Tumor immune signature was evaluated in two aspects: (1) the expression of the human leukocyte antigen (HLA) gene family and immune checkpoints [45, 46]. (2) The levels of infiltrating immune and stromal cells that were calculated by TIMER [47], CIBERSORT [48], and xCell [49] algorithms. These results can be available at TIMER2.0 website (http://timer.comp-genomics.org/). The potential biological function related to TMErisk was enriched using the gene set enrichment analysis (GSEA) method and annotated by gene ontology (GO) and Kyoto encyclopedia of genes and genomes (KEGG) databases. In GSEA, the FDR value < 0.05 was considered as significantly enriched.

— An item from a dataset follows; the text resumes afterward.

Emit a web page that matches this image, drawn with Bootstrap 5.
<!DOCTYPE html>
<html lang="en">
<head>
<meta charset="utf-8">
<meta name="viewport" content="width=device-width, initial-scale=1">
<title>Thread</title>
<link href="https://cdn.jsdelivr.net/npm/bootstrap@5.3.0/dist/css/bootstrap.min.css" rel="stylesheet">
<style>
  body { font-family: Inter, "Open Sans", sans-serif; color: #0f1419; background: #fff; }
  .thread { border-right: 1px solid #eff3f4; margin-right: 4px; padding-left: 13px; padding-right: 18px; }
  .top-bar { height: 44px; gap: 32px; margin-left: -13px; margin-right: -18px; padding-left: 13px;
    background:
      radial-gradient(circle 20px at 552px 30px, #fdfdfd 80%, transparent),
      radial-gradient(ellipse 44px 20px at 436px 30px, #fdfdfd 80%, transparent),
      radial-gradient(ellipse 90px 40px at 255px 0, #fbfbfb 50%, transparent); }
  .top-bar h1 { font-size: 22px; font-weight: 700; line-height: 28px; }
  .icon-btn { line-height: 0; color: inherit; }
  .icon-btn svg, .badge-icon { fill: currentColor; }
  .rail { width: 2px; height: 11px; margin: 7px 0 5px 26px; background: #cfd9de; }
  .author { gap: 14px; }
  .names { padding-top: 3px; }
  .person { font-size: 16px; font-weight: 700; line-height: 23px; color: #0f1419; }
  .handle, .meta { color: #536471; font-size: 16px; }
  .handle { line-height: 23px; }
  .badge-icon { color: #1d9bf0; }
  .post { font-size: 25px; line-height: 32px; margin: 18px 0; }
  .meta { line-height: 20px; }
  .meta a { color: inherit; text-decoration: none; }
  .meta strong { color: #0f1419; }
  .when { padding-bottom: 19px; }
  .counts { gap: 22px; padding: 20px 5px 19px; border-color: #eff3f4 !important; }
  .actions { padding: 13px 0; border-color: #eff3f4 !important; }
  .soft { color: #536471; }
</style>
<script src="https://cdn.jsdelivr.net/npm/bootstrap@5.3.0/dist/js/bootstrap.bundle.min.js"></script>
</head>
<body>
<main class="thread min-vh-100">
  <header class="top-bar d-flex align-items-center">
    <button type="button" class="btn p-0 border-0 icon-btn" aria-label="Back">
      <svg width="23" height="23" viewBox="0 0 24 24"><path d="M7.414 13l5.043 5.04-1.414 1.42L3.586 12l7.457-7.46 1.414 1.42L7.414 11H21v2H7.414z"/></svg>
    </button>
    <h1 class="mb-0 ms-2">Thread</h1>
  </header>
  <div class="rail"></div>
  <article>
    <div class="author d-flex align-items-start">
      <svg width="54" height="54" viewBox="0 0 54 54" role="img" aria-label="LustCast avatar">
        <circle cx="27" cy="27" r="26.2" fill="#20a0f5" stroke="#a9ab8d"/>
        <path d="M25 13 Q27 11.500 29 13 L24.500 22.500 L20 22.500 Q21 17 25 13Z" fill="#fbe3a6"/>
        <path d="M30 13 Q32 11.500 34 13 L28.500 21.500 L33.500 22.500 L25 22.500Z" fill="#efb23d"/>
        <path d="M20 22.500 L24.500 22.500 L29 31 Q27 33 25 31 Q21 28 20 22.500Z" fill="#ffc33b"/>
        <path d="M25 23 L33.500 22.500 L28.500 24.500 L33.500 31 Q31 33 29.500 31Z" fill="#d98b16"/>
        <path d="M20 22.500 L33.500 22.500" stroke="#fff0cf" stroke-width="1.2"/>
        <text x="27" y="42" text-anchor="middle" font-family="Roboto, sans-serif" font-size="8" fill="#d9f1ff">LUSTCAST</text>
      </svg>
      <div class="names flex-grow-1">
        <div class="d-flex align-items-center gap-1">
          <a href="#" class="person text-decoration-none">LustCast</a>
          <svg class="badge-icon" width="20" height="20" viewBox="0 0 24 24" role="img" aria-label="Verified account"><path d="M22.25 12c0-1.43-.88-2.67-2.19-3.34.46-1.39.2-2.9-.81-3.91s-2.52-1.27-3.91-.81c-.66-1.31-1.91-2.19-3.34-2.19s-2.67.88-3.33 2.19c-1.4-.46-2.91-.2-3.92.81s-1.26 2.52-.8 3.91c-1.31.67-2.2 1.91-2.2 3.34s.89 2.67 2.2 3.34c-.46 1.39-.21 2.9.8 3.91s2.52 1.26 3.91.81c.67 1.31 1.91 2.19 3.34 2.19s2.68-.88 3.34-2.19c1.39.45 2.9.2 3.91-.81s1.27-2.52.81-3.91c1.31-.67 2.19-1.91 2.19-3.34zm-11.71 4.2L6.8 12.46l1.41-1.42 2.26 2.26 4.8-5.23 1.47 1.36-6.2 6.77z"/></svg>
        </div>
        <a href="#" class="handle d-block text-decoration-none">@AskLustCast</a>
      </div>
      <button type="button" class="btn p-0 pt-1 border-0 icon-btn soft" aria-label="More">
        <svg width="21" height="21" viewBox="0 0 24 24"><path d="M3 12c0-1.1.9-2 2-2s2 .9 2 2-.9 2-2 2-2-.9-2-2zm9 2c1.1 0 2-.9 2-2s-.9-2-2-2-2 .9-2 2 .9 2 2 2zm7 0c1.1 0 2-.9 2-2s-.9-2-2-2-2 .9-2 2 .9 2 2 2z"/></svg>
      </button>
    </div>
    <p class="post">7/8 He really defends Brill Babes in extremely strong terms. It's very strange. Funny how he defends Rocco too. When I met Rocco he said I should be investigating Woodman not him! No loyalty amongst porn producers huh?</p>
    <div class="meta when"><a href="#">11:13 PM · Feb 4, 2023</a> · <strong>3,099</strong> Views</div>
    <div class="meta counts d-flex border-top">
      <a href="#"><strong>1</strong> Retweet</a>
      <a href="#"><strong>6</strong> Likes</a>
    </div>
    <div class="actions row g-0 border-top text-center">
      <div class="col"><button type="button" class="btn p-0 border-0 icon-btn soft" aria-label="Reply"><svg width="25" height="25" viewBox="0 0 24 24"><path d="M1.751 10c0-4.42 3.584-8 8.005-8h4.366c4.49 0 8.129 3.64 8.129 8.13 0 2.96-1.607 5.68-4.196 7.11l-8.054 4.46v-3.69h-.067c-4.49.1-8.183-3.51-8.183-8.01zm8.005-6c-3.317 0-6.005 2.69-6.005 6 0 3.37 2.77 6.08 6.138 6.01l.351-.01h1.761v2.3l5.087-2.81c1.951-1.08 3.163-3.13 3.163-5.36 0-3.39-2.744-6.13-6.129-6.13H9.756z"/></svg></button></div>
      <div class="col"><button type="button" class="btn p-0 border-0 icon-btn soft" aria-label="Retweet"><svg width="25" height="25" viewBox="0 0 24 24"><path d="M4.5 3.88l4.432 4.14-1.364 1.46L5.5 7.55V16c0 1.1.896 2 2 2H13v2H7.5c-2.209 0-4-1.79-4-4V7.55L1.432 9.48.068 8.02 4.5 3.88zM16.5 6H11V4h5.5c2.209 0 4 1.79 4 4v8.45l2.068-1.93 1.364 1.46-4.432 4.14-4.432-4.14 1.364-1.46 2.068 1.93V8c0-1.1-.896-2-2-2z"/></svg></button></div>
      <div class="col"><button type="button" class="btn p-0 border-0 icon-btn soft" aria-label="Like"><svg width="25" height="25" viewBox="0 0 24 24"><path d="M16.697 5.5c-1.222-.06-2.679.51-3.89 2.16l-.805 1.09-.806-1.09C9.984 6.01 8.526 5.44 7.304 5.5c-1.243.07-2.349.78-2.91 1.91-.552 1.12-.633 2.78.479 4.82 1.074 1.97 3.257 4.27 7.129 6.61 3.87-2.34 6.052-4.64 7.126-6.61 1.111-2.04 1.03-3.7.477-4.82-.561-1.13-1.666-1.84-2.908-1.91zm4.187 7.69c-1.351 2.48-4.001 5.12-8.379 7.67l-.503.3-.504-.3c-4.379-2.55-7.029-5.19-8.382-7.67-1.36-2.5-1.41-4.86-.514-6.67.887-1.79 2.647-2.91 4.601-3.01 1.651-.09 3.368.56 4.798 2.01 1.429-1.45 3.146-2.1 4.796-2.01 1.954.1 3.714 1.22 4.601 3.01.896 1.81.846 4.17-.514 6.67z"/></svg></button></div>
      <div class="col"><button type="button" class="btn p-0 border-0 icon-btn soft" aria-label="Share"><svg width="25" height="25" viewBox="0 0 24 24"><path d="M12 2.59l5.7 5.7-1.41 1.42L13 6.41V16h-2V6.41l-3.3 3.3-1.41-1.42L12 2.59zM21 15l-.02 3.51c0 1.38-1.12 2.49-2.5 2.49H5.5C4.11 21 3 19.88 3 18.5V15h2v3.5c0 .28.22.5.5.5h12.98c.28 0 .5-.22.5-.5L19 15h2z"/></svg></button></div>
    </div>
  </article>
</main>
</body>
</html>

Analysis of the tumor mutation status in the low- and high-TMErisk group

The information of somatic mutations in TCGA samples was downloaded from Genomic Data Commons Data Portal (https://portal.gdc.cancer.gov/). Concerning different mutation types, Frame_Shift_Del, Frame_Shift_Ins, In_Frame_Del, In_Frame_Ins, Missense, Nonsense, Nonstop, Splice_Site and Translation_Start_Site were treated as non-synonymous mutation variants. Silent and other mutation types, including Intron, 3′UTR, 5′UTR, 3′Flank, 5′Flank, IGR, RNA, and Splice region, were regarded as synonymous mutations. In our analysis, the synonymous mutation was regarded as a wild type when comparing mutation frequency in different groups since it did not cause protein change. Frame_Shift_Del, Frame_Shift_Ins, and Nonsense were coded as truncating mutations, which was consistent with the study of Zhao et al. [39]. Significantly mutated genes (P < 0.05) between the low- and high-TMErisk groups and the interaction effect of gene mutations were analyzed by maftools. In the two analyses, only genes mutating more than 30 times in at least one group were considered. The statistical test for proportion of mutation was evaluated by one-side z-test and two-side Chi-square test, and P < 0.05 was considered as significant.

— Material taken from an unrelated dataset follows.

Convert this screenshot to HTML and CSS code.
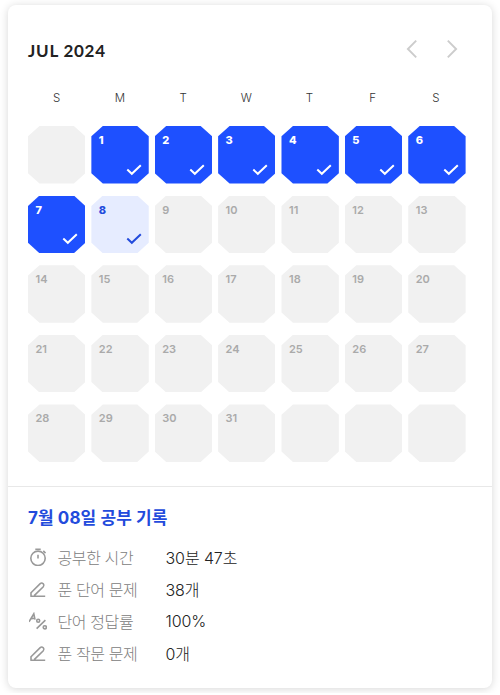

Prediction of therapeutic sensitivity in patients with different TMErisk scores

We investigated the predictive capacity of TMErisk in responding immunotherapy and 138 drugs of chemotherapies/targeted therapies. The 50% inhibiting concentration (IC50) value of the 138 drugs was inferred using the pRRophetic algorithm and the value was normally transformed. The potential response of patients to immunotherapy was inferred by the tumor immune dysfunction and exclusion (TIDE) score and immunophenoscore (IPS). Generally, a lower TIDE score and higher IPS predict a better response to immunotherapy.

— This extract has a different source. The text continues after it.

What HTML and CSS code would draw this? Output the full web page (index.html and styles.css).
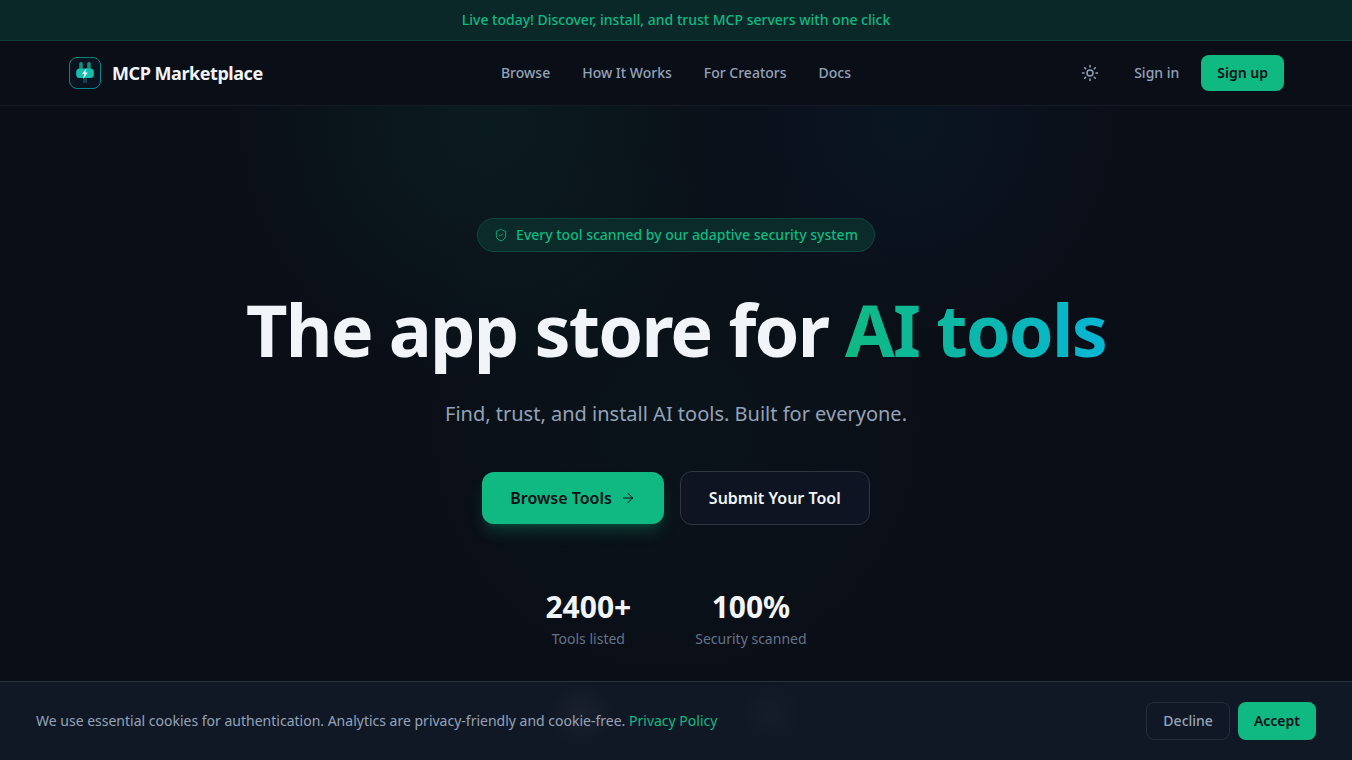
FILE: index.html
```html
<!DOCTYPE html>
<html lang="en">
<head>
    <meta charset="UTF-8">
    <meta name="viewport" content="width=device-width, initial-scale=1.0">
    <title>MCP Marketplace</title>
    <link rel="stylesheet" href="styles.css">
</head>
<body>
    <div class="announcement">
        <a href="#">Live today! Discover, install, and trust MCP servers with one click</a>
    </div>

    <header class="header">
        <div class="header-inner">
            <a class="brand" href="#">
                <svg class="brand-logo" viewBox="-1 -1 34 34" fill="none" aria-hidden="true">
                    <defs>
                        <linearGradient id="logoGradient" x1="0" y1="0" x2="32" y2="32" gradientUnits="userSpaceOnUse">
                            <stop stop-color="#10b981"/>
                            <stop offset="1" stop-color="#06b6d4"/>
                        </linearGradient>
                    </defs>
                    <rect x="0.5" y="0.5" width="31" height="31" rx="7.5" fill="#0a1420" stroke="url(#logoGradient)" stroke-opacity="0.7"/>
                    <rect x="10.2" y="5" width="3.6" height="9" rx="1.8" fill="#148f82"/>
                    <rect x="18.2" y="5" width="3.6" height="9" rx="1.8" fill="#148f82"/>
                    <rect x="7.2" y="11.5" width="17.6" height="9.5" rx="3.5" fill="#12bfae"/>
                    <rect x="14" y="21" width="4" height="5" rx="1" fill="#12404a"/>
                    <path d="M17.6 11 13 17h2.4l-1.4 5 4.8-6.4h-2.4z" fill="#f1f5f9"/>
                </svg>
                <span>MCP Marketplace</span>
            </a>
            <nav class="nav">
                <a href="#">Browse</a>
                <a href="#">How It Works</a>
                <a href="#">For Creators</a>
                <a href="#">Docs</a>
            </nav>
            <div class="actions">
                <button class="theme-toggle" type="button" aria-label="Toggle theme">
                    <svg viewBox="0 0 24 24" aria-hidden="true">
                        <circle cx="12" cy="12" r="4"/>
                        <path d="M12 2v2M12 20v2M4.93 4.93l1.41 1.41M17.66 17.66l1.41 1.41M2 12h2M20 12h2M6.34 17.66l-1.41 1.41M19.07 4.93l-1.41 1.41"/>
                    </svg>
                </button>
                <a class="sign-in" href="#">Sign in</a>
                <a class="sign-up" href="#">Sign up</a>
            </div>
        </div>
    </header>

    <main class="hero">
        <div class="badge">
            <svg viewBox="0 0 24 24" aria-hidden="true">
                <path d="M20 13c0 5-3.5 7.5-7.66 8.95a1 1 0 0 1-.67-.01C7.5 20.5 4 18 4 13V6a1 1 0 0 1 1-1c2 0 4.5-1.2 6.24-2.72a1.17 1.17 0 0 1 1.52 0C14.51 3.81 17 5 19 5a1 1 0 0 1 1 1z"/>
                <path d="m9 12 2 2 4-4"/>
            </svg>
            <span>Every tool scanned by our adaptive security system</span>
        </div>
        <h1>The app store for <span class="gradient-text">AI tools</span></h1>
        <p class="subtitle">Find, trust, and install AI tools. Built for everyone.</p>
        <div class="hero-buttons">
            <a class="btn-primary" href="#">
                Browse Tools
                <svg viewBox="0 0 24 24" aria-hidden="true">
                    <path d="M5 12h14M12 5l7 7-7 7"/>
                </svg>
            </a>
            <a class="btn-secondary" href="#">Submit Your Tool</a>
        </div>
        <div class="stats">
            <div class="stat">
                <strong>2400+</strong>
                <span>Tools listed</span>
            </div>
            <div class="stat">
                <strong>100%</strong>
                <span>Security scanned</span>
            </div>
        </div>
    </main>

    <div class="cookie-bar">
        <p>We use essential cookies for authentication. Analytics are privacy-friendly and cookie-free. <a href="#">Privacy Policy</a></p>
        <div class="cookie-buttons">
            <button class="decline" type="button">Decline</button>
            <button class="accept" type="button">Accept</button>
        </div>
    </div>
</body>
</html>
```
FILE: styles.css
```css
* {
    box-sizing: border-box;
}

body {
    margin: 0;
    min-height: 100vh;
    background-color: #0a0e17;
    color: #f1f5f9;
    font-family: "Noto Sans", sans-serif;
    font-size: 14px;
    line-height: 20px;
    overflow-x: hidden;
}

a {
    color: inherit;
    text-decoration: none;
}

button {
    font: inherit;
    cursor: pointer;
}

svg {
    fill: none;
    stroke: currentColor;
    stroke-width: 2;
    stroke-linecap: round;
    stroke-linejoin: round;
}

.announcement {
    padding: 10px 16px;
    background-color: #0b2829;
    border-bottom: 1px solid #0f3f3a;
    color: #10b981;
    font-weight: 500;
    text-align: center;
}

/* Header */
.header {
    border-bottom: 1px solid #171d28;
}

.header-inner {
    display: grid;
    grid-template-columns: 1fr auto 1fr;
    align-items: center;
    max-width: 1280px;
    height: 64px;
    margin: 0 auto;
    padding: 0 32px;
}

.brand {
    display: flex;
    align-items: center;
    gap: 10px;
    font-size: 18px;
    font-weight: 700;
    letter-spacing: -0.025em;
}

.brand-logo {
    width: 34px;
    height: 34px;
    stroke: none;
    stroke-width: 1;
}

.nav {
    display: flex;
    gap: 32px;
    color: #94a3b8;
    font-weight: 500;
}

.actions {
    display: flex;
    align-items: center;
    justify-content: flex-end;
    color: #94a3b8;
    font-weight: 500;
}

.theme-toggle {
    display: flex;
    padding: 9px;
    border: 0;
    background: none;
    color: inherit;
}

.theme-toggle svg {
    width: 18px;
    height: 18px;
}

.sign-in {
    padding: 8px 22px 8px 26px;
}

.sign-up {
    padding: 8px 16px;
    border-radius: 8px;
    background-color: #10b981;
    color: #0a0e17;
    font-weight: 600;
}

/* Hero */
.hero {
    display: flex;
    flex-direction: column;
    align-items: center;
    padding: 112px 24px;
    background:
        radial-gradient(circle at 36% 20px, rgba(16, 185, 129, 0.08), rgba(16, 185, 129, 0.06) 80px, transparent 260px),
        radial-gradient(circle at 67% 20px, rgba(6, 140, 212, 0.06), rgba(6, 140, 212, 0.04) 80px, transparent 220px),
        radial-gradient(circle at 50% 320px, rgba(16, 185, 129, 0.03), transparent 290px);
    text-align: center;
}

.badge {
    display: flex;
    align-items: center;
    gap: 8px;
    padding: 6px 16px;
    border: 1px solid #0d4a3e;
    border-radius: 999px;
    background-color: #0b2a2a;
    color: #10b981;
    font-weight: 500;
}

.badge svg {
    width: 14px;
    height: 14px;
    stroke-width: 1.5;
}

h1 {
    margin: 40px 0 0;
    font-size: 72px;
    font-weight: 700;
    letter-spacing: -0.025em;
    line-height: 74px;
}

.gradient-text {
    background: linear-gradient(to right, #10b981, #06b6d4);
    -webkit-background-clip: text;
    background-clip: text;
    color: transparent;
}

.subtitle {
    margin: 32px 0 0;
    color: #94a3b8;
    font-size: 20px;
    line-height: 32px;
}

.hero-buttons {
    display: flex;
    align-items: center;
    gap: 16px;
    margin-top: 41px;
    font-size: 16px;
    font-weight: 600;
    line-height: 24px;
}

.btn-primary,
.btn-secondary {
    display: flex;
    align-items: center;
    gap: 8px;
    padding: 14px 28px;
    border-radius: 12px;
}

.btn-primary {
    background-color: #10b981;
    box-shadow: 0 10px 15px -3px rgba(16, 185, 129, 0.25), 0 4px 6px -4px rgba(16, 185, 129, 0.25);
    color: #0a0e17;
}

.btn-primary svg {
    width: 16px;
    height: 16px;
    stroke-width: 1.5;
}

.btn-secondary {
    border: 1px solid #2f3541;
    background-color: #0f1422;
}

.stats {
    display: flex;
    gap: 64px;
    margin-top: 64px;
}

.stat {
    display: flex;
    flex-direction: column;
    gap: 4px;
}

.stat strong {
    font-size: 30px;
    font-weight: 700;
    line-height: 36px;
}

.stat span {
    color: #64748b;
}

/* Cookie notice sits over the page */
.cookie-bar {
    position: fixed;
    right: 0;
    bottom: 0;
    left: 0;
    display: flex;
    align-items: center;
    justify-content: space-between;
    gap: 16px;
    padding: 20px 36px;
    border-top: 1px solid #293140;
    background:
        radial-gradient(circle at 43% 32px, rgba(241, 245, 249, 0.04), transparent 32px),
        radial-gradient(circle at 57% 32px, rgba(241, 245, 249, 0.02), transparent 32px),
        #111825;
    color: #94a3b8;
}

.cookie-bar p {
    margin: 0;
}

.cookie-bar p a {
    color: #10b981;
}

.cookie-buttons {
    display: flex;
    gap: 8px;
}

.cookie-buttons button {
    padding: 8px 16px;
    border: 1px solid #272e3b;
    border-radius: 8px;
    background: none;
    color: #94a3b8;
    font-weight: 500;
}

.cookie-buttons .accept {
    border: 0;
    background-color: #10b981;
    color: #0a0e17;
    font-weight: 600;
}
```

Survival and other statistical analysis

For categorical variables, the KM and Cox regression analyses were used to calculate the significance of differences in the OS. The statistical difference of the OS in the KM curve analysis was compared using the log-rank test. For continuous variables, Cox regression was used to calculate the hazard ratio and significance of differences in the OS. The time-dependent area under the receiver operating characteristic curve (AUC) and C statistics (also named concordance index, C-index) were used to evaluate the predictive power of TMErisk and TNM to OS. A higher value of the two indicators represented a higher accuracy. Stratified analysis was performed to investigate the survival difference in subgroups, including age, gender, TNM stage, race, smoking status, performance score, and therapies. To balance the difference of the information between the low- and high-TMErisk groups, a 1:1 propensity score matching was performed, after which stratified analysis was performed again. The Spearman method was used to calculate the correlation coefficient and the P-value in the correlation analysis of TMErisk and other variables. Statistical difference of distribution in three or more groups was examined by the Kruskal–Wallis test and that of two groups was compared by the Wilcoxon test. In each study above, only patients with complete related information were included. For example, 9 patients were excluded from the survival-related analysis since their OS time was unavailable. Unless otherwise stated, the P-values were two-sided and P < 0.05 was considered as statistically significant.